Among her 15 Top 40 hits, mostly for Mercury Records, was the tango-based “Kiss of Fire,” which went to No. 1 in 1952.

But she is known historically — and controversially — as one of the whites who gained success in the 1950s covering rhythm and blues hits by black artists, sometimes upstaging the original versions with sanitized lyrics.

“Tweedle Dee,” an adaptation of Lavern Baker’s R&B hit, reached No. 2 in 1954, while “Dance With Me Henry,” another R&B cover, reached No. 1 in 1955 with cleaned-up lyrics.

The original, “Roll With Me, Henry” or “The Wallflower,” was by Etta James as an “answer song” to the hit “Work With Me, Annie.”

“At that time you weren’t allowed to say ’roll’ because it was considered vulgar,” James said in a 1987 Associated Press interview. “So when Georgia Gibbs did her version, she renamed it ’Dance With Me, Henry’ and it went to No. 1 on the pop charts.”

Besides a stint on “Your Hit Parade,” the radio and TV show that showcased the most popular songs each week, Gibbs was a regular on programs hosted by Garry Moore, Jimmy Durante and Danny Kaye and was a frequent guest on other radio and early television variety shows

Other memorable Gibbs recordings included the novelty “If I Knew You Were Coming, I’d’ve Baked a Cake” in the early 1950s, and her last Top 40 record, “The Hula Hoop Song,” in 1958.

Gibbs, along with Pat Boone, Connie Francis and others, was profiled this year in the book “Great Pretenders: My Strange Love Affair With ’50s Pop Music,” by music critic Karen Schoemer.

In a review for The New York Times, singer Nellie McKay called the book’s subjects “seven of the most neglected performers of the 20th century.”

Gibbs, born Freda Lipschitz in Worcester, Mass., in 1919, began singing in Boston ballrooms as a teenager, using the name Gibbons, later becoming Georgia Gibbs. As her star rose, Moore began introducing her on the air as “Her Nibs, Miss Georgia Gibbs,” which became a popular phrase.

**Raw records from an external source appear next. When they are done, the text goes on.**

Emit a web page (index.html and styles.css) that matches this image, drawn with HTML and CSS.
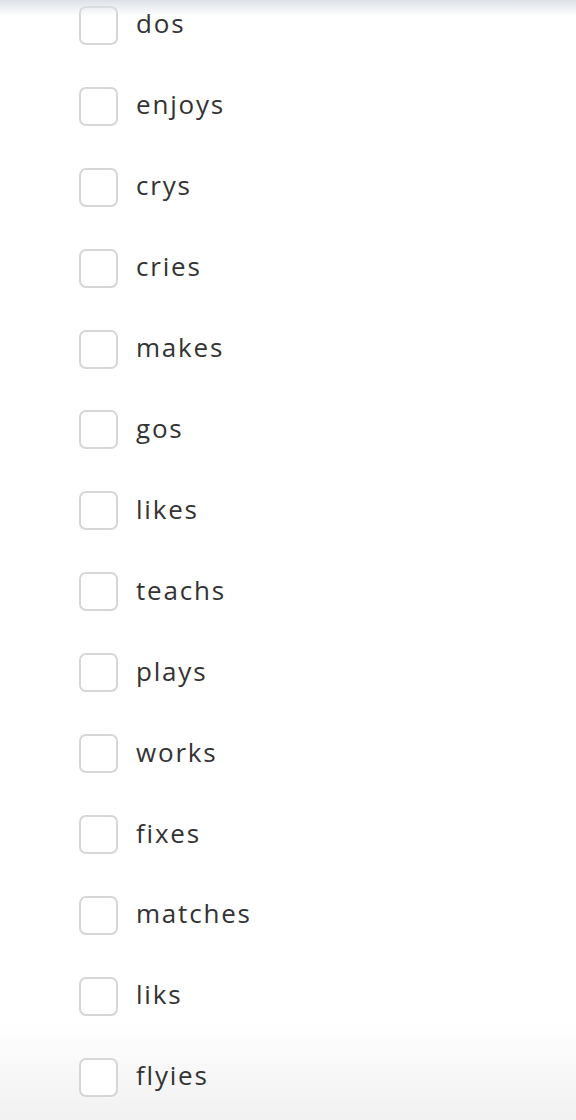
FILE: index.html
```html
<!DOCTYPE html>
<html>
<head>
<meta charset="utf-8">
<link rel="stylesheet" href="styles.css">
</head>
<body>
<div class="top-shadow"></div>
<ul class="options">
  <li class="option"><span class="box"></span><span class="label">dos</span></li>
  <li class="option"><span class="box"></span><span class="label">enjoys</span></li>
  <li class="option"><span class="box"></span><span class="label">crys</span></li>
  <li class="option"><span class="box"></span><span class="label">cries</span></li>
  <li class="option"><span class="box"></span><span class="label">makes</span></li>
  <li class="option"><span class="box"></span><span class="label">gos</span></li>
  <li class="option"><span class="box"></span><span class="label">likes</span></li>
  <li class="option"><span class="box"></span><span class="label">teachs</span></li>
  <li class="option"><span class="box"></span><span class="label">plays</span></li>
  <li class="option"><span class="box"></span><span class="label">works</span></li>
  <li class="option"><span class="box"></span><span class="label">fixes</span></li>
  <li class="option"><span class="box"></span><span class="label">matches</span></li>
  <li class="option"><span class="box"></span><span class="label">liks</span></li>
  <li class="option"><span class="box"></span><span class="label">flyies</span></li>
</ul>
</body>
</html>
```
FILE: styles.css
```css
html, body {
  margin: 0;
  padding: 0;
  width: 576px;
  height: 1120px;
  overflow: hidden;
}
body {
  background: linear-gradient(to bottom, #ffffff 0px, #ffffff 1020px, #f1f1f1 1120px);
  font-family: "Open Sans", Lato, sans-serif;
  color: #333333;
}
.top-shadow {
  position: fixed;
  top: 0;
  left: 0;
  right: 0;
  height: 16px;
  background: linear-gradient(to bottom, #dde1e7 0%, rgba(255,255,255,0) 100%);
  z-index: 2;
}
.options {
  list-style: none;
  margin: -15px 0 0 0;
  padding: 0 0 0 79px;
}
.option {
  display: flex;
  align-items: center;
  gap: 18px;
  height: 80.92px;
}
.box {
  box-sizing: border-box;
  width: 39px;
  height: 39px;
  border: 2px solid #d6d6d6;
  border-radius: 7px;
  background: #fff;
  flex: none;
}
.label {
  font-size: 26px;
  line-height: 1;
  letter-spacing: 1.8px;
  position: relative;
  top: -2px;
}
```
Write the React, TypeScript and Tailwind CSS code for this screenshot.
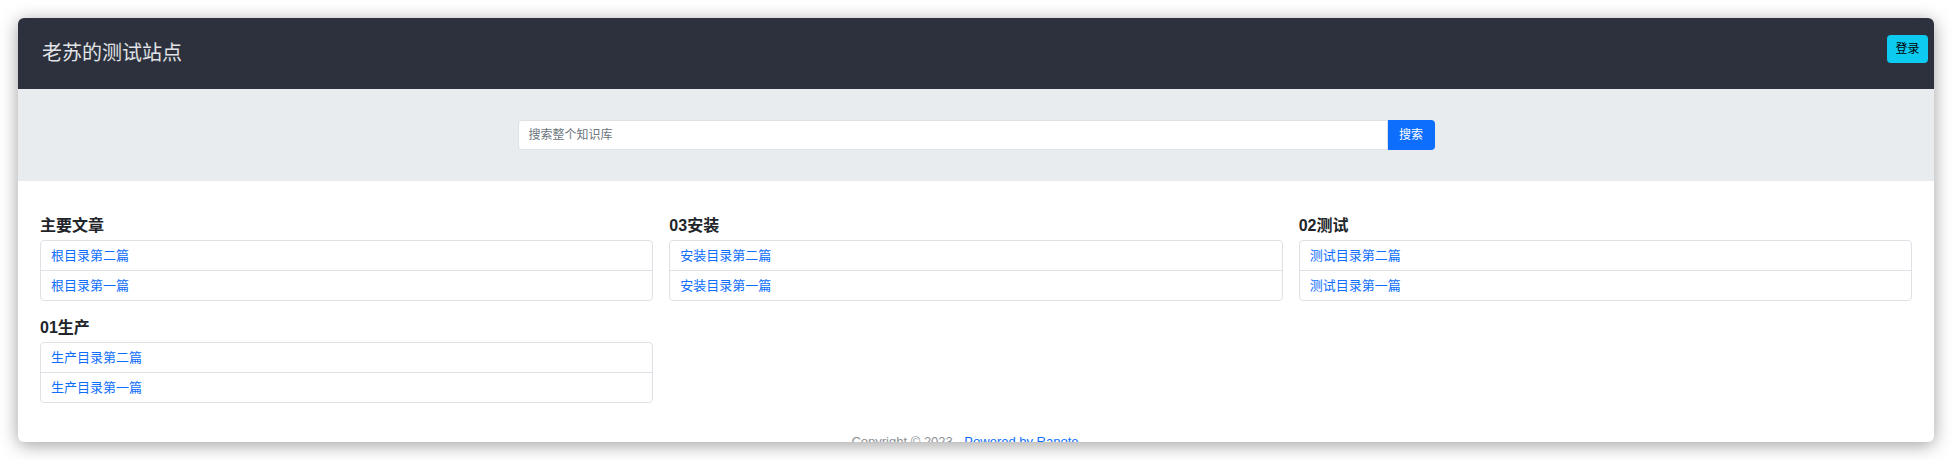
import React from "react";

const sections = [
  { title: "主要文章", items: ["根目录第二篇", "根目录第一篇"] },
  { title: "03安装", items: ["安装目录第二篇", "安装目录第一篇"] },
  { title: "02测试", items: ["测试目录第二篇", "测试目录第一篇"] },
  { title: "01生产", items: ["生产目录第二篇", "生产目录第一篇"] },
];

export default function App() {
  return (
    <div
      className="h-[460px] w-[1952px] overflow-hidden bg-white p-[18px]"
      style={{ fontFamily: '"Liberation Sans", "Noto Sans CJK SC", sans-serif' }}
    >
      <div className="flex h-[424px] w-[1916px] flex-col overflow-hidden rounded-[6px] bg-white shadow-[0_3px_18px_rgba(0,0,0,0.38)]">
        <header className="flex h-[71px] shrink-0 justify-between bg-[#2c313d] pl-[24px] pr-[6px]">
          <div className="flex items-center pb-[2px] text-[20px] text-[#e1e3e7]">老苏的测试站点</div>
          <button className="mt-[17px] h-[28px] w-[41px] rounded-[4px] bg-[#0dcaf0] text-[12px] text-black">
            登录
          </button>
        </header>
        <div className="flex h-[92px] shrink-0 justify-center bg-[#e9ecef] pt-[31px]">
          <div className="flex h-[30px] w-[917px]">
            <div className="flex flex-1 items-center rounded-l-[4px] border border-[#dee2e6] bg-white px-[10px] text-[12px] text-[#6c757d]">
              搜索整个知识库
            </div>
            <button className="h-[30px] w-[47px] rounded-r-[4px] bg-[#0d6efd] text-[12px] text-white">
              搜索
            </button>
          </div>
        </div>
        <main className="px-[22px] pt-[33px]">
          <div className="grid grid-cols-3 gap-x-[16px] gap-y-[15px]">
            {sections.map((s) => (
              <div key={s.title}>
                <h2 className="mb-[2px] text-[16px] font-bold leading-[24px] text-[#212529]">{s.title}</h2>
                <div className="rounded-[4px] border border-[#dee2e6]">
                  {s.items.map((it, i) => (
                    <div
                      key={it}
                      className={
                        i === 0
                          ? "flex h-[30px] items-center border-b border-[#dee2e6] px-[10px] text-[13px] text-[#0d6efd]"
                          : "flex h-[29px] items-center px-[10px] text-[13px] text-[#0d6efd]"
                      }
                    >
                      {it}
                    </div>
                  ))}
                </div>
              </div>
            ))}
          </div>
          <div className="mt-[29px] pr-[22px] text-center text-[13px] leading-[20px] text-[#8a9096]">
            Copyright © 2023 - <span className="text-[#0d6efd]">Powered by Ranote</span>
          </div>
        </main>
      </div>
    </div>
  );
}
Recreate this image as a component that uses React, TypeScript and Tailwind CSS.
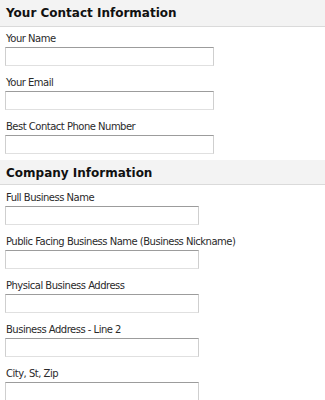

Although Gibbs was semi-retired after 1960, her singing career spanned more than 60 years, “a remarkable and enduring talent, and very persistent,” Gottlieb said.

A highlight of Gibbs’ life, Gottlieb said, was performing for Israeli soldiers in 1949, after the 1948 Arab-Israeli war, which helped establish the Jewish state.

Gibbs was married to Frank Gervasi, an author and World War II correspondent for United Press, who died before her. Survivors include a grandson and a brother.